Cultured Traveler: The Tate Modern and the Battle for London’s Soul

Confronted with the unusual size and shape of Turbine Hall — it is taller than it is wide — I suddenly became aware of the possibilities of space. Space in all directions. People, unsure of how to react to such aesthetic sublimity, simply lay on the floor. I was witnessing firsthand how the monumental scale of Turbine Hall disrupted the quiet triangulation between the viewer’s body, the artwork and the gallery. It soon became clear that the normal rules of decorum for how one should act in a museum should not, could not, apply here.

Achim Borchardt-Hume, the director of exhibitions at the Tate Modern, describes Turbine Hall as a cross between “a covered street and a public park.” The “public” part of this equation is vital, for the museum is largely financed by the government and — crucially — does not charge admission. “It’s everyone’s collection,” Mr. Borchardt-Hume said.

Such openness also invites the whole range of behavior one might expect to see in a public park. This became particularly true during Olafur Eliasson’s 2003 Turbine Hall installation, “The Weather Project, in which a giant artificial sun glowed ethereally through a billowing mist.

I had a strange emotional reaction to the exhibition: I began to weep. I remember being embarrassed about it, but looking over and seeing the person beside me weeping as well. Maybe it was just allergies. To describe the work is wholly inadequate as the materials themselves were unimpressive, some lights, some mirrors, some mist.

Yet to experience the transformation of that space alongside another human, to witness our shared wonder, was profound. Here was our entire experience rendered inside a box. A moment frozen in time and yet a moment that was deeply ephemeral. Visitors knew they could not take the experience with them and so they stayed, they picnicked beneath a fake sun, they fell asleep, they dreamed, they wrote, cried, laughed, sang, danced. In short, they were present. Together.

In retrospect, perhaps the reason we all felt so alive in there was because the iPhone had not yet been invented. The Turbine Hall experience has developed and morphed over the years alongside our increasingly reiterative culture where, for many young people, an experience can no longer be processed — it must be captured, commented on and retweeted by a virtual chorus to gain any sort of existential traction. Solitude no longer exists.

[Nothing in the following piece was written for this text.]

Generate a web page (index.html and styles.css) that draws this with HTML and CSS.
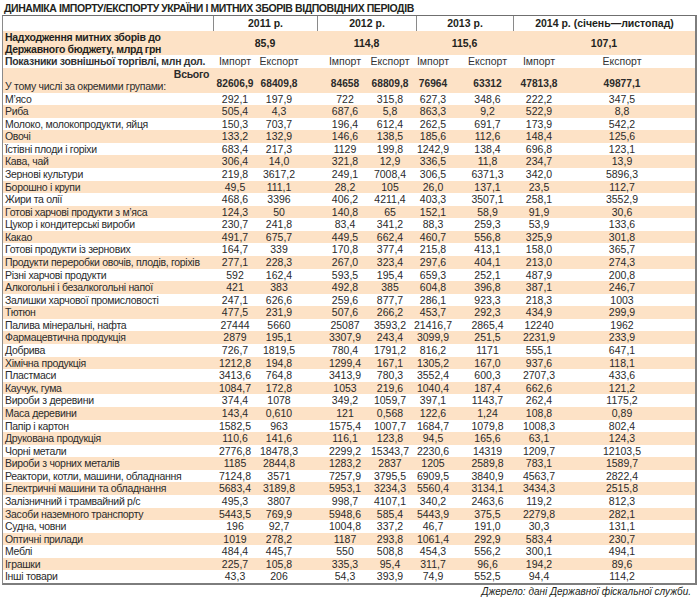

At first glance, the agora of Turbine Hall cuts against the grain of such digital collectivism. It is inherently local, temporary and not easily reduced to an Instagram post or 140 characters. The Turbine Hall commission is not an object — it is a feeling, an experience, an encounter. You have to be there. And yet such ephemeral, circumscribed cultural events represent, in some ways, the epitome of our FOMO (fear of missing out) times: “Did you see the new Turbine Hall? #lifechanging” A show across an ocean that resists all descriptors becomes the ultimate get.

Philippe Parreno’s “Anywhen” exhibition, which closed in April, was such a show. #youhadtobethere. Yet here I go: “Anywhen” was composed of eight mobile screens, a large-scale projector, an amalgamation of video footage of ventriloquism, cuttlefish and cityscapes, a manic marquee sign, a graceful beacon lamp that slid the length of the space, a motley assortment of inflatable fish and a plethora of tiny speakers, all in constant flux, all working in concert to conjure a series of moods and theatrical experiences that changed throughout the day. No two moments were the same. And here was the kicker: This universe was controlled by a jar of yeast, the diegetic sounds of the building and an algorithm. Sound complicated? Good. It was.